The Ginetta-Juno P3-15, also known as the Ginetta-Juno P3 is a Le Mans Prototype LMP3 built to ACO Le Mans Prototype LMP3 regulations. It was designed by Ewan Baldry, and built by Ginetta Cars. The car was the first car to launch, and run in the class, with it making its debut at the 2015 4 Hours of Silverstone. It subsequently formed the basis of the G57 P2, and the later G58. A direct successor to the P3-15, the G61-LT-P3, was developed to meet the new 2020 LMP3 regulations, while retaining the original tub utilised in the P3-15.

Development 
In 2013, the ACO announced a new category of Le Mans Prototypes, known as LMP3, which would replace the previous Le Mans Prototype Challenge (LMPC) class in 2015. Shortly afterwards, Juno Racing Cars announced that it would be building a car for the class, before it was purchased by Ginetta. The engine is a Nissan VK50VE producing 420 hp, paired to an Xtrac 6-Speed Manual Sequential Gearbox. The car had its first shakedown run at Leeds East Airport, with Ginetta chairman Lawrence Tomlinson at the wheel.

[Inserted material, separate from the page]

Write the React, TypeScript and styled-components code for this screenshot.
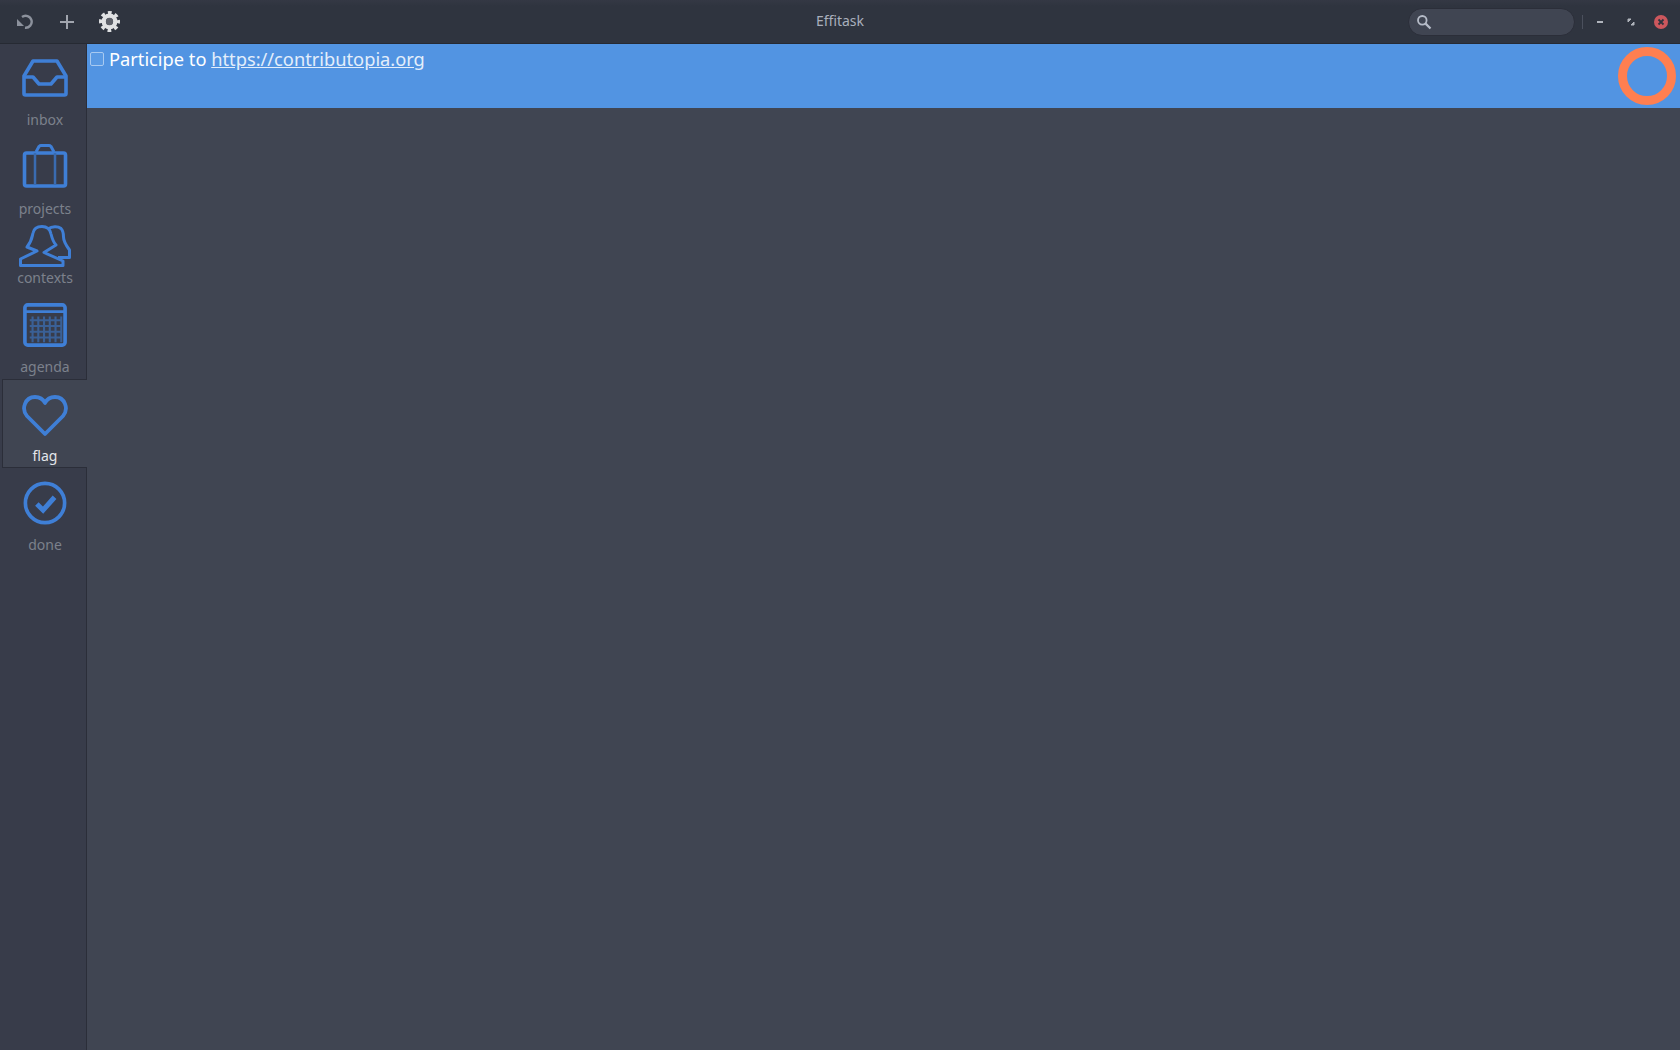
import React from 'react';
import styled, { createGlobalStyle } from 'styled-components';

const Global = createGlobalStyle`
  html, body { margin: 0; height: 100%; background: #404552; overflow: hidden; }
  #root { height: 100%; }
`;

const Window = styled.div`
  width: 1680px;
  height: 1050px;
  display: flex;
  flex-direction: column;
  font-family: 'Noto Sans', sans-serif;
  background: #404552;
`;

const HeaderBar = styled.header`
  height: 43px;
  flex: none;
  display: flex;
  align-items: center;
  position: relative;
  background: linear-gradient(#343844, #2f343f 6px);
  border-bottom: 1px solid #262a33;
`;

const ToolIcons = styled.div`
  display: flex;
  align-items: center;
  gap: 25px;
  padding-left: 16px;
`;

const Title = styled.div`
  position: absolute;
  left: 0;
  right: 0;
  top: 11px;
  text-align: center;
  font-size: 14px;
  line-height: 20px;
  color: #a9afbc;
  pointer-events: none;
`;

const RightTools = styled.div`
  margin-left: auto;
  display: flex;
  align-items: center;
  height: 100%;
`;

const SearchBox = styled.div`
  width: 167px;
  height: 28px;
  border: 1px solid #2b2e39;
  border-radius: 14px;
  background: #404552;
  display: flex;
  align-items: center;
  padding-left: 7px;
  box-sizing: border-box;
  margin-right: 7px;
`;

const Separator = styled.div`
  width: 1px;
  height: 14px;
  background: #4b505d;
  margin-right: 10px;
`;

const WinButton = styled.div<{ $gap: number }>`
  width: 14px;
  height: 14px;
  margin-right: ${(p) => p.$gap}px;
  display: flex;
  align-items: center;
  justify-content: center;
`;

const Body = styled.div`
  flex: 1;
  display: flex;
  min-height: 0;
`;

const Sidebar = styled.nav`
  width: 86px;
  flex: none;
  background: #383c4a;
  border-right: 1px solid #2b2e39;
  display: flex;
  flex-direction: column;
`;

const NavItem = styled.div<{ $h: number; $active?: boolean; $pad: number }>`
  height: ${(p) => p.$h}px;
  box-sizing: border-box;
  display: flex;
  flex-direction: column;
  align-items: center;
  padding-top: ${(p) => p.$pad}px;
  padding-left: 4px;
  color: ${(p) => (p.$active ? '#e4e6ea' : '#7c818c')};
  ${(p) =>
    p.$active &&
    `
    background: #404552;
    margin-left: 2px;
    margin-right: -1px;
    border: 1px solid #2b2e39;
    border-right: none;
    padding-left: 0;
  `}
`;

const NavLabel = styled.span`
  font-size: 14px;
  line-height: 18px;
  text-align: center;
`;

const IconBox = styled.div<{ $h: number }>`
  height: ${(p) => p.$h}px;
  display: flex;
  justify-content: center;
  align-items: flex-start;
`;

const Main = styled.main`
  flex: 1;
  min-width: 0;
  display: flex;
  flex-direction: column;
`;

const TaskRow = styled.div`
  height: 64px;
  background: #5294e2;
  display: flex;
  align-items: flex-start;
  position: relative;
  box-sizing: border-box;
  padding: 3px 0 0 3px;
`;

const Check = styled.div`
  width: 12px;
  height: 12px;
  margin-top: 5px;
  border: 1px solid #a8caf1;
  border-radius: 2px;
  background: #5a9ae4;
`;

const TaskText = styled.div`
  margin-left: 5px;
  font-size: 18.25px;
  line-height: 24px;
  color: #fff;
`;

const TaskLink = styled.a`
  color: #e3eefb;
  text-decoration: underline;
`;

const Ring = styled.div`
  position: absolute;
  right: 4px;
  top: 3px;
  width: 58px;
  height: 58px;
  box-sizing: border-box;
  border: 9px solid #ff7f50;
  border-radius: 50%;
`;

const blue = '#3f7fd6';

const InboxIcon = () => (
  <svg width="46" height="38" viewBox="0 0 46 38" fill="none" stroke={blue} strokeWidth="3.6" strokeLinejoin="round">
    <path d="M2 17 L11 2 H35 L44 17 V34.5 Q44 36 42.5 36 H3.5 Q2 36 2 34.5 Z" />
    <path d="M2 18 H11 L17 25 H29 L35 18 H44" />
  </svg>
);

const ProjectsIcon = () => (
  <svg width="46" height="44" viewBox="0 0 46 44" fill="none">
    <rect x="2.5" y="9" width="41" height="33" rx="2" stroke={blue} strokeWidth="3.6" />
    <path d="M14 8 L17 2.5 Q18 1.5 19 1.5 H27 Q28 1.5 29 2.5 L32 8" stroke={blue} strokeWidth="3" />
    <path d="M13 9 V41 M33 9 V41" stroke="#3a6bb0" strokeWidth="2.5" />
  </svg>
);

const ContextsIcon = () => (
  <svg width="52" height="42" viewBox="0 0 52 42" fill="none" stroke={blue} strokeWidth="3" strokeLinejoin="round">
    <path d="M1.5 40.5 V34 L18 26 L8 22 C13 16 13 12 14 8 C15 3 19 1.5 23 1.5 C28 1.5 31 4 32 9 C33 13 34 17 37 20 L25 27.5 L44 36 V40.5 Z" />
    <path d="M29 4 C33 1 39 1 42 3.5 C44.5 6 44.5 9 44.5 12 C44.5 16 46 19 50.5 25 V32.5 H39" />
  </svg>
);

const AgendaIcon = () => (
  <svg width="44" height="44" viewBox="0 0 46 46" fill="none">
    <rect x="2" y="2" width="42" height="42" rx="3" stroke={blue} strokeWidth="3.8" />
    <path d="M2 9 H44" stroke={blue} strokeWidth="3" />
    <path
      d="M7 18 H41 M7 24 H41 M7 30 H41 M7 36 H41 M10 14 V41 M16 14 V41 M22 14 V41 M28 14 V41 M34 14 V41 M40 14 V41"
      stroke="#3a6096"
      strokeWidth="2.2"
    />
  </svg>
);

const HeartIcon = () => (
  <svg width="46" height="42" viewBox="0 0 46 42" fill="none" stroke={blue} strokeWidth="3.8" strokeLinejoin="round">
    <path d="M23 39 L5 21 C-1 14 3 2 13 2 C18 2 21 4 23 8 C25 4 28 2 33 2 C43 2 47 14 41 21 Z" />
  </svg>
);

const DoneIcon = () => (
  <svg width="44" height="44" viewBox="0 0 46 46" fill="none">
    <circle cx="23" cy="23" r="20.5" stroke={blue} strokeWidth="3.8" />
    <path d="M14.5 24 L21 30.5 L33 17" stroke={blue} strokeWidth="5.2" />
  </svg>
);

const items = [
  { label: 'inbox', Icon: InboxIcon, h: 89, pad: 15, iconH: 52 },
  { label: 'projects', Icon: ProjectsIcon, h: 89, pad: 11, iconH: 56 },
  { label: 'contexts', Icon: ContextsIcon, h: 69, pad: 3, iconH: 44 },
  { label: 'agenda', Icon: AgendaIcon, h: 88, pad: 12, iconH: 55 },
  { label: 'flag', Icon: HeartIcon, h: 89, pad: 15, iconH: 52, active: true },
  { label: 'done', Icon: DoneIcon, h: 89, pad: 13, iconH: 55 },
];

export default function App() {
  return (
    <>
      <Global />
      <Window>
        <HeaderBar>
          <ToolIcons>
            <svg width="19" height="16" viewBox="0 0 19 16" fill="none">
              <path d="M6 3 A6 6 0 1 1 9 13.7" stroke="#8c919c" strokeWidth="2.4" />
              <path d="M1 5 V12 H8 Z" fill="#8c919c" />
            </svg>
            <svg width="14" height="14" viewBox="0 0 14 14" fill="none">
              <path d="M7 0 V14 M0 7 H14" stroke="#a1a5ae" strokeWidth="2" />
            </svg>
            <svg width="21" height="21" viewBox="0 0 22 22" fill="none">
              <circle cx="11" cy="11" r="6" stroke="#e0e1e3" strokeWidth="4.6" />
              <circle
                cx="11"
                cy="11"
                r="9"
                stroke="#e0e1e3"
                strokeWidth="4"
                strokeDasharray="3.8 3.27"
                strokeDashoffset="1.9"
              />
              <circle cx="11" cy="11" r="3.8" fill="#5d6069" />
            </svg>
          </ToolIcons>
          <Title>Effitask</Title>
          <RightTools>
            <SearchBox>
              <svg width="16" height="16" viewBox="0 0 16 16" fill="none">
                <circle cx="6.3" cy="6.3" r="4.3" stroke="#b6bcc8" strokeWidth="1.8" />
                <path d="M9.6 9.6 L14.5 14.5" stroke="#b6bcc8" strokeWidth="2.2" />
              </svg>
            </SearchBox>
            <Separator />
            <WinButton $gap={17}>
              <svg width="8" height="4" viewBox="0 0 8 4">
                <rect x="1" y="1" width="6" height="2" fill="#b0b4bc" />
              </svg>
            </WinButton>
            <WinButton $gap={16}>
              <svg width="8" height="8" viewBox="0 0 8 8">
                <path d="M1 4 L4 1 H1 Z M7 4 L4 7 H7 Z" fill="#b0b4bc" stroke="#b0b4bc" />
              </svg>
            </WinButton>
            <WinButton $gap={12}>
              <svg width="14" height="14" viewBox="0 0 14 14">
                <circle cx="7" cy="7" r="7" fill="#cc575d" />
                <path d="M4.5 4.5 L9.5 9.5 M9.5 4.5 L4.5 9.5" stroke="#2f343f" strokeWidth="1.8" />
              </svg>
            </WinButton>
          </RightTools>
        </HeaderBar>
        <Body>
          <Sidebar>
            {items.map(({ label, Icon, h, pad, iconH, active }) => (
              <NavItem key={label} $h={h} $pad={pad} $active={active}>
                <IconBox $h={iconH}>
                  <Icon />
                </IconBox>
                <NavLabel>{label}</NavLabel>
              </NavItem>
            ))}
          </Sidebar>
          <Main>
            <TaskRow>
              <Check />
              <TaskText>
                Participe to <TaskLink href="#">https://contributopia.org</TaskLink>
              </TaskText>
              <Ring />
            </TaskRow>
          </Main>
        </Body>
      </Window>
    </>
  );
}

The car was initially overweight, due to a misprediction of the mass of the powertrain, until the minimum weight of the class was raised to 930 kg by the ACO. After the 2015 season, it was announced that Ginetta would be moving on from the project, and focusing on the G57 P2 Track day car. This was due to a dispute between powertrain components supplier ORECA, and Ginetta.

The tub of the car is shared with its successors, the Ginetta G57 P2, the Ginetta G58, and the Ginetta G61-LT-P3, and can be upgraded with new bodywork and engine configurations to be built up into its successors.

Roborace Devbot 
The car also formed the base of the Roborace Devbot, used for the development of the Artificial Intelligence software for the future electrically powered autonomous racing series. The Devbot incorporates the same internal units that are used in the actual RoboCar, and is stripped off all bodywork, to provide better cooling and access. The Devbot would have its initial public test during Pre-Season testing for the 2016–17 FIA Formula E Championship, at the Donington Park Circuit.

Competition History 
In October 2014, the first car was announced to be sold to the University of Bolton, under its Centre for Advanced Performance Engineering (CAPE). For the 2015 season, 6 cars would be run in the European Le Mans series, with 2 run by the factory Ginetta team, Team LNT. The factory cars secured the 1st and 2nd in the LMP3 Championship. The Ginettas also won all races in the season, while the sole non-Ginetta car, a Ligier JS P3 run by Graff Racing managed a podium on its debut, at the end of the season.

Following the end of the season, after Ginetta's announcement, that it would shift its focus towards the G57 P2, the car was dropped by most teams, which switched to the Ligier JS P3. The car has remained more popular in Asia since the 2015 season, although it is noted to be similarly quick to the Ligier.

Complete European Le Mans Series results 
Results in bold indicate pole position. Results in italics indicate fastest lap.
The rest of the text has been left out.